━━━ Input rows ━━━

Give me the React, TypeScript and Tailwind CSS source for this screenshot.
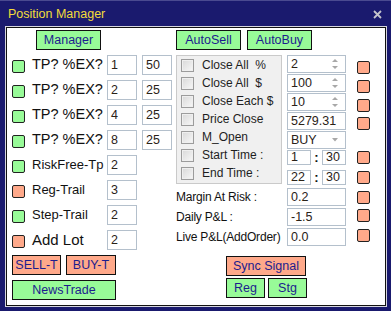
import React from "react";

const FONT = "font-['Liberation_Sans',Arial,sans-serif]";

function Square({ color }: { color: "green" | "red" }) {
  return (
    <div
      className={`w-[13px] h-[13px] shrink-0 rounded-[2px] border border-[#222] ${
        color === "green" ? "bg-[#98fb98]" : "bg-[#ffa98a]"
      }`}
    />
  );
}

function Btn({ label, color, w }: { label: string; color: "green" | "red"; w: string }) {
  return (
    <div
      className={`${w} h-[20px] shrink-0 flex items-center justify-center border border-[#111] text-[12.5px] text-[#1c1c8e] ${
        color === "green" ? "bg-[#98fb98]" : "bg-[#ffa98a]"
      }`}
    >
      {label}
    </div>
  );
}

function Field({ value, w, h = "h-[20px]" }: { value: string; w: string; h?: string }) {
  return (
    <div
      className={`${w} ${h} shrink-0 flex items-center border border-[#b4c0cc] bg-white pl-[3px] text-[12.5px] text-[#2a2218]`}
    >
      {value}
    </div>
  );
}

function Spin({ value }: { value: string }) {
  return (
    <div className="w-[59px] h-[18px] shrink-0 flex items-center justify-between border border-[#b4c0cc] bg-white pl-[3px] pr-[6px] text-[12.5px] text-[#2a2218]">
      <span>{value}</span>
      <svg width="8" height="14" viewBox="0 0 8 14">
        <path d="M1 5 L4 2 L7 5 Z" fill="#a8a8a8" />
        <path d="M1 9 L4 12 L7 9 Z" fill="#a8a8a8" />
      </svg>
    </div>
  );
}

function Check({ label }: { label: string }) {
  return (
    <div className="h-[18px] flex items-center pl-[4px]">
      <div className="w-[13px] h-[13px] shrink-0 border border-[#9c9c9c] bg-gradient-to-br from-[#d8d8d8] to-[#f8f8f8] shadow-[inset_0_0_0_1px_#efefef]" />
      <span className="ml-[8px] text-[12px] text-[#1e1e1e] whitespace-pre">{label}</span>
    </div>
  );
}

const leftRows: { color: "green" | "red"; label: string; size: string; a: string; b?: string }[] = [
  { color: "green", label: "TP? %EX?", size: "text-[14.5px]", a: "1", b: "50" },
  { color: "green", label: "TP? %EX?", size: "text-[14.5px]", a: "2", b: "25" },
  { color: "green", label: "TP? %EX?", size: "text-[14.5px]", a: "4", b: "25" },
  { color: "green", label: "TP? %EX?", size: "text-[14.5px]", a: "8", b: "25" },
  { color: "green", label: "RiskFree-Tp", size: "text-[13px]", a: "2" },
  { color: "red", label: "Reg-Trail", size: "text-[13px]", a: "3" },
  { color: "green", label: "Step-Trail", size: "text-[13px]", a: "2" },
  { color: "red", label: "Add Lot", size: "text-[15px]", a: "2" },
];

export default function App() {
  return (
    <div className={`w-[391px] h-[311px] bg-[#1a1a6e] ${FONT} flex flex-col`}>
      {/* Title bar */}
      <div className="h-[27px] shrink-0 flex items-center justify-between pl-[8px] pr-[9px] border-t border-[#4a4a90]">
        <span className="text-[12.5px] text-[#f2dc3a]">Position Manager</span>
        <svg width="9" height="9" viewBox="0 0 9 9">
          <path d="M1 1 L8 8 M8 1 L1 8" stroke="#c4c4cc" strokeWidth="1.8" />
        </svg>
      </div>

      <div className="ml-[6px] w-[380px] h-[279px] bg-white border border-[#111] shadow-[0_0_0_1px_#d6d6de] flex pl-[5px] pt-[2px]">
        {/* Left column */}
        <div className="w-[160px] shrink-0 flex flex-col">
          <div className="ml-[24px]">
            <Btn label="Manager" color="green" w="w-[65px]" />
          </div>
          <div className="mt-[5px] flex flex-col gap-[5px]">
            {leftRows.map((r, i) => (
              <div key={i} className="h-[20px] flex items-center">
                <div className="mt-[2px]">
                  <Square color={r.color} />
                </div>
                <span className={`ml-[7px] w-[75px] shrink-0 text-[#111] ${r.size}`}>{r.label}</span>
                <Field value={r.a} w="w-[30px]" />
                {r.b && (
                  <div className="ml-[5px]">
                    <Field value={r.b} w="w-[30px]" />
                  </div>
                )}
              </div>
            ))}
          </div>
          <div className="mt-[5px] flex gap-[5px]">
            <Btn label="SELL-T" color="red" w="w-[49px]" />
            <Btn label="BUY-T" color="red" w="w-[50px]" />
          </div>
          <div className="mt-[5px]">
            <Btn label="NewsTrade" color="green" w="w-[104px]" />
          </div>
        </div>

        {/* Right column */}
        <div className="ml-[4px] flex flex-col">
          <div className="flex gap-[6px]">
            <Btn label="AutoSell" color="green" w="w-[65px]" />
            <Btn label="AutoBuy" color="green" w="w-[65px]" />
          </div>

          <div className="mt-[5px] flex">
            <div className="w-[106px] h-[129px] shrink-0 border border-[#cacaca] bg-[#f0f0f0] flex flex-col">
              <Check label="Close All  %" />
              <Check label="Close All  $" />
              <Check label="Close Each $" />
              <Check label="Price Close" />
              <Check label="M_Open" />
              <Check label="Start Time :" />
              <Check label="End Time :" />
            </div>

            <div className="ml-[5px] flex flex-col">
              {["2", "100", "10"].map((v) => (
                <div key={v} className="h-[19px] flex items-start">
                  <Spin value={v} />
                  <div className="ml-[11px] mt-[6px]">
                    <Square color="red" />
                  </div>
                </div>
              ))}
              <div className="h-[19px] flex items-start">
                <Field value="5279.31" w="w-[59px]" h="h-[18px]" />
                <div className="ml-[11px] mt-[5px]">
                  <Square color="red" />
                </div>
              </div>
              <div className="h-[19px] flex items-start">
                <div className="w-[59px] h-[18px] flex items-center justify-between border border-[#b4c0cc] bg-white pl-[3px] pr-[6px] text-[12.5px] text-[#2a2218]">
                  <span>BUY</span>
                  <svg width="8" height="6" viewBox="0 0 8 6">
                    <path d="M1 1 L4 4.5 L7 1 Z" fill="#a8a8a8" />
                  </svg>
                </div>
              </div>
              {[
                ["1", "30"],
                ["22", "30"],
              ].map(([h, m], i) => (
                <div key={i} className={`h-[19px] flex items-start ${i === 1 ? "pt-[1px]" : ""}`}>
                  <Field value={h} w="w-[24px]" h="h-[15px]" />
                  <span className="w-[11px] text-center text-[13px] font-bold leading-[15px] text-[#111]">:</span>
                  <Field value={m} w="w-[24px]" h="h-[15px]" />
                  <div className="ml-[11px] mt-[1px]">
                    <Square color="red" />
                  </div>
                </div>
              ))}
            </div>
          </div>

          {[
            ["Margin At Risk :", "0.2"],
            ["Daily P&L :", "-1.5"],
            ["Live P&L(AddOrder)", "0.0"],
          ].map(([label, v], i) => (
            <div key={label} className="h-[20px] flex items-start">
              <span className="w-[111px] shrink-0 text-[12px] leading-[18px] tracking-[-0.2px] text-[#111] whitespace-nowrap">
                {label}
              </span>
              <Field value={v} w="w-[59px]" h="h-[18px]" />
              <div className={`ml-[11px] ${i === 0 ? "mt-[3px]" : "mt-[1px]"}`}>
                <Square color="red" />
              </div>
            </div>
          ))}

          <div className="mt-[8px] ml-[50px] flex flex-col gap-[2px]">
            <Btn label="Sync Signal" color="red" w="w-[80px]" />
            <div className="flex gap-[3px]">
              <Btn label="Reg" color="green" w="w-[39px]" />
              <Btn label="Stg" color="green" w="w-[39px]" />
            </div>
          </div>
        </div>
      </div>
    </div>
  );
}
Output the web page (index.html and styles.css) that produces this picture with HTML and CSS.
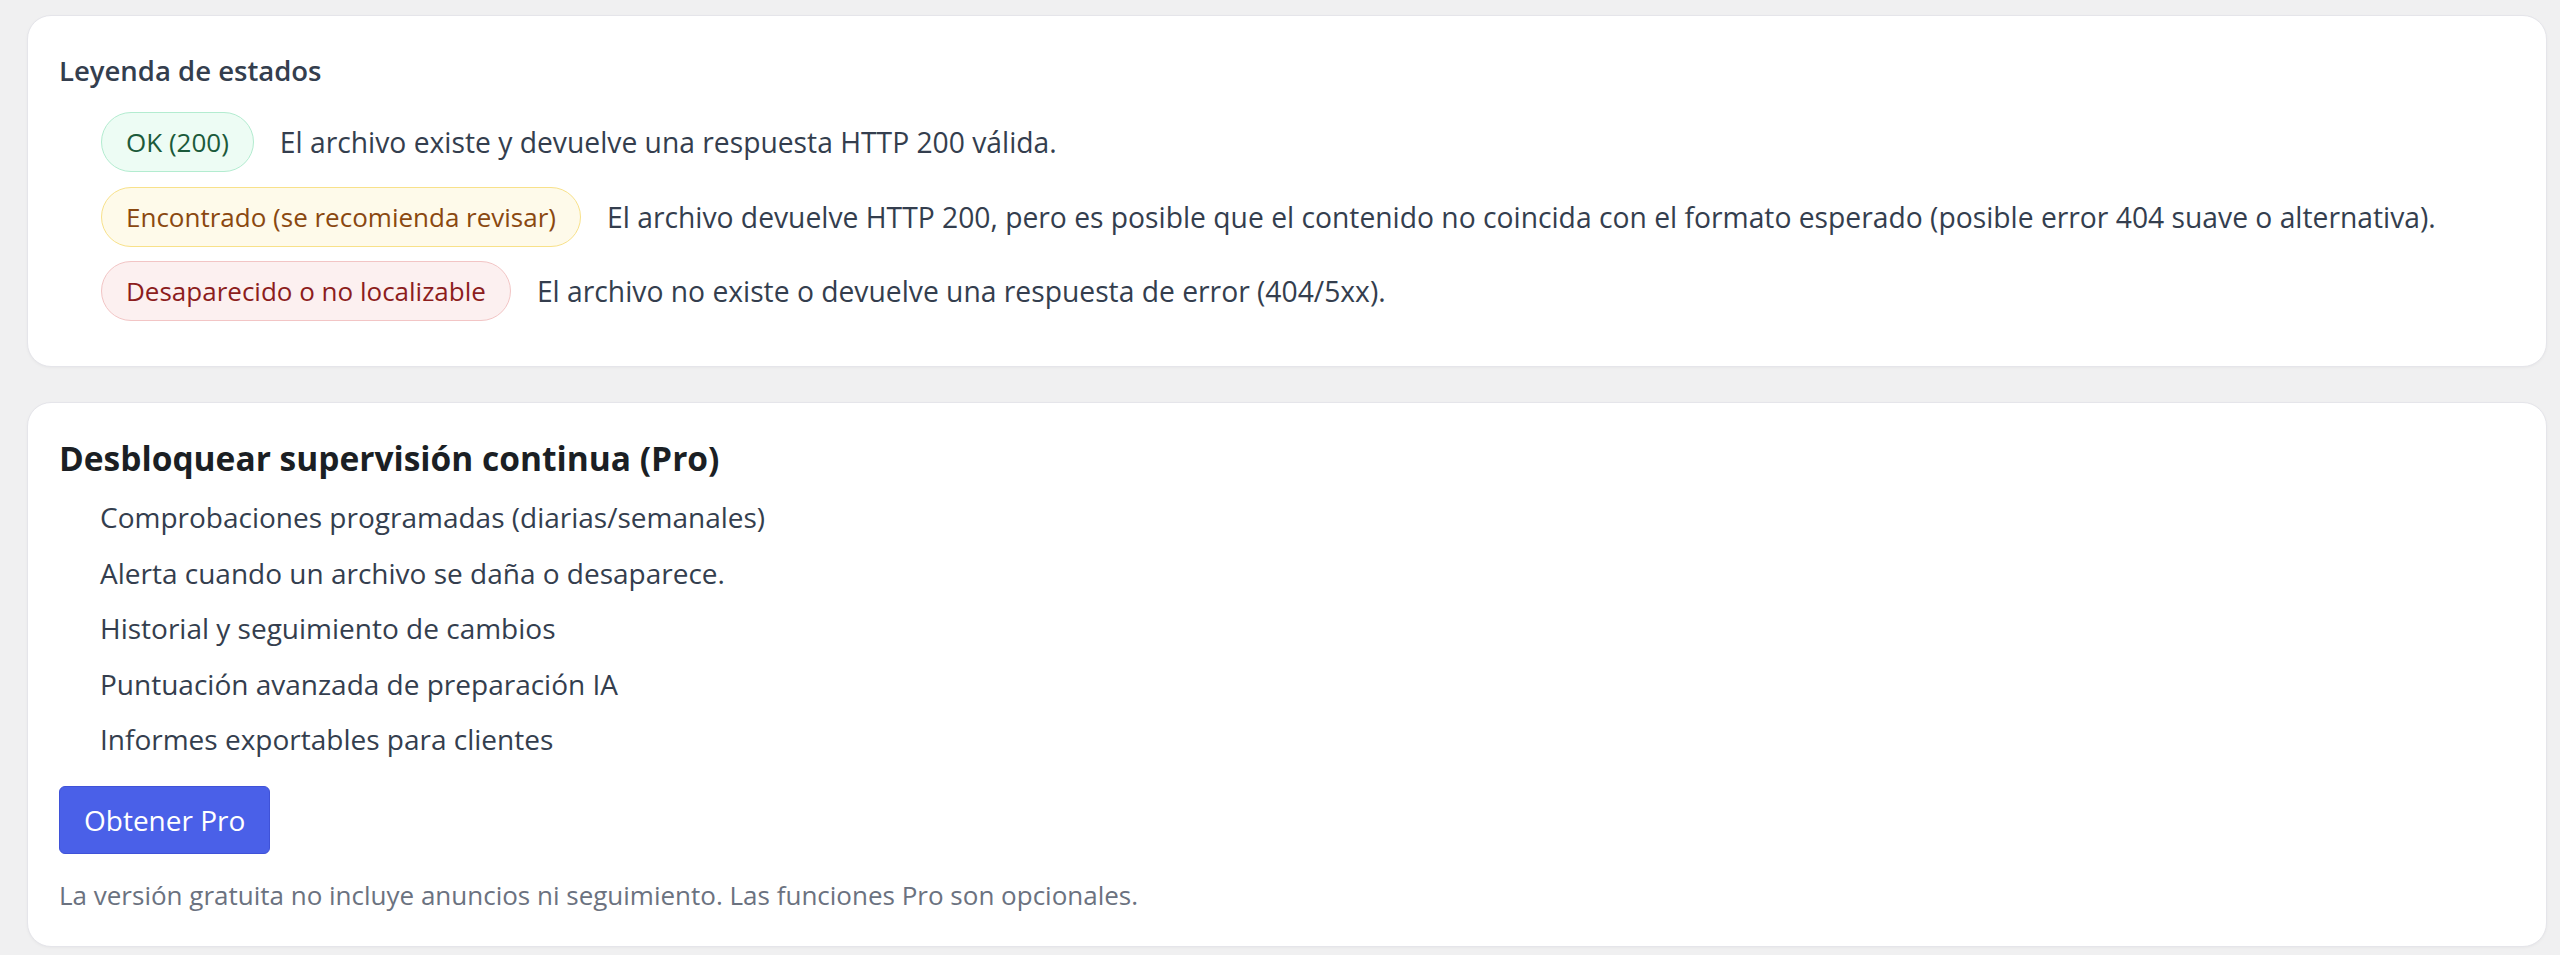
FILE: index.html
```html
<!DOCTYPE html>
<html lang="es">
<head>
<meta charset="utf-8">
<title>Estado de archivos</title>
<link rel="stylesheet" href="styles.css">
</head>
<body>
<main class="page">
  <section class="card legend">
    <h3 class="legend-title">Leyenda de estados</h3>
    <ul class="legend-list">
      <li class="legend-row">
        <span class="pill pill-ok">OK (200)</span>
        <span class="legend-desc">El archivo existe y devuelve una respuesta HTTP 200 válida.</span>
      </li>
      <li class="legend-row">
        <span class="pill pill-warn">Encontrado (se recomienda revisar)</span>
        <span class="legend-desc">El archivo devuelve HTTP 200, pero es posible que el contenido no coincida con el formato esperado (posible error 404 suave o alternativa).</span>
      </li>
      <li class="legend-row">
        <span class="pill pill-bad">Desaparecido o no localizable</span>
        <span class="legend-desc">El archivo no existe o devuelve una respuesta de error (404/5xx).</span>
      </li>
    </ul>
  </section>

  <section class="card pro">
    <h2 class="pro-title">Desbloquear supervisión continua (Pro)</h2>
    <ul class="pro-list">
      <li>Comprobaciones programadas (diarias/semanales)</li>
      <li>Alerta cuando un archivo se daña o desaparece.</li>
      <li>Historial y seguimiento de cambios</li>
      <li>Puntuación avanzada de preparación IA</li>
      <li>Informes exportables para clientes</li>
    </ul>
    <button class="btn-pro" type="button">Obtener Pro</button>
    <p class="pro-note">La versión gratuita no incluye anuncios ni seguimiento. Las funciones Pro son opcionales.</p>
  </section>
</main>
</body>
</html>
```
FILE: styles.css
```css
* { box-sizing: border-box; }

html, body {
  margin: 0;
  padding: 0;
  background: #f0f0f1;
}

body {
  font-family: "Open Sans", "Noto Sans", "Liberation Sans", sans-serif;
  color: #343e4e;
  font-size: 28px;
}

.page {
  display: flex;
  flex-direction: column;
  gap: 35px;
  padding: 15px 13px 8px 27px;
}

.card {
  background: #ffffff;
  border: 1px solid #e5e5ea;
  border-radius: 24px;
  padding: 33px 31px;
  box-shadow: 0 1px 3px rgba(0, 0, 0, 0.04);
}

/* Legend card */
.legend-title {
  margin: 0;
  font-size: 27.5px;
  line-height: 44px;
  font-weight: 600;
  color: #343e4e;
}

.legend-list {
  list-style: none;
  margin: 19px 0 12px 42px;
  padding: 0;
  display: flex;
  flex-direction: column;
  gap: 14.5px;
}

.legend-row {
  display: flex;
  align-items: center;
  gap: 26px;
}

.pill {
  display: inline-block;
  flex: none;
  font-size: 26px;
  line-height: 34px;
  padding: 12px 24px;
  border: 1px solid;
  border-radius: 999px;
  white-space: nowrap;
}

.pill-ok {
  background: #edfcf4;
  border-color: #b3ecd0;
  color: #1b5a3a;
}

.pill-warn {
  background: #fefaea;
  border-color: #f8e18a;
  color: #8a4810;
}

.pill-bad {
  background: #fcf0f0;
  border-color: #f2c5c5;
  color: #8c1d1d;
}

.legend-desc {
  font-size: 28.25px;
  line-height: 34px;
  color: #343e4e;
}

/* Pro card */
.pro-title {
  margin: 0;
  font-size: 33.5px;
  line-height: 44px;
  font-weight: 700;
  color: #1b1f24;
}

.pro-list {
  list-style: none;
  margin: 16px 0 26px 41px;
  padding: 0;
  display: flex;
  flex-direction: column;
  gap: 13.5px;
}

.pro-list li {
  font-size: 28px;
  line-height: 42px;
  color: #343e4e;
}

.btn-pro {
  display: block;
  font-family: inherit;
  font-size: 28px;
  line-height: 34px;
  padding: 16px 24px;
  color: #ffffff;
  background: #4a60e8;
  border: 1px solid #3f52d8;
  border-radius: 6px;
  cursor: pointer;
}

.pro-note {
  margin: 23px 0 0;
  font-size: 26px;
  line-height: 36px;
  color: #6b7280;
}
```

━━━

● Brief
Gather each line in the entries above where the string "this" is found.

● Solution to the problem
Give me the React, TypeScript and Tailwind CSS source for this screenshot.
Output the web page (index.html and styles.css) that produces this picture with HTML and CSS.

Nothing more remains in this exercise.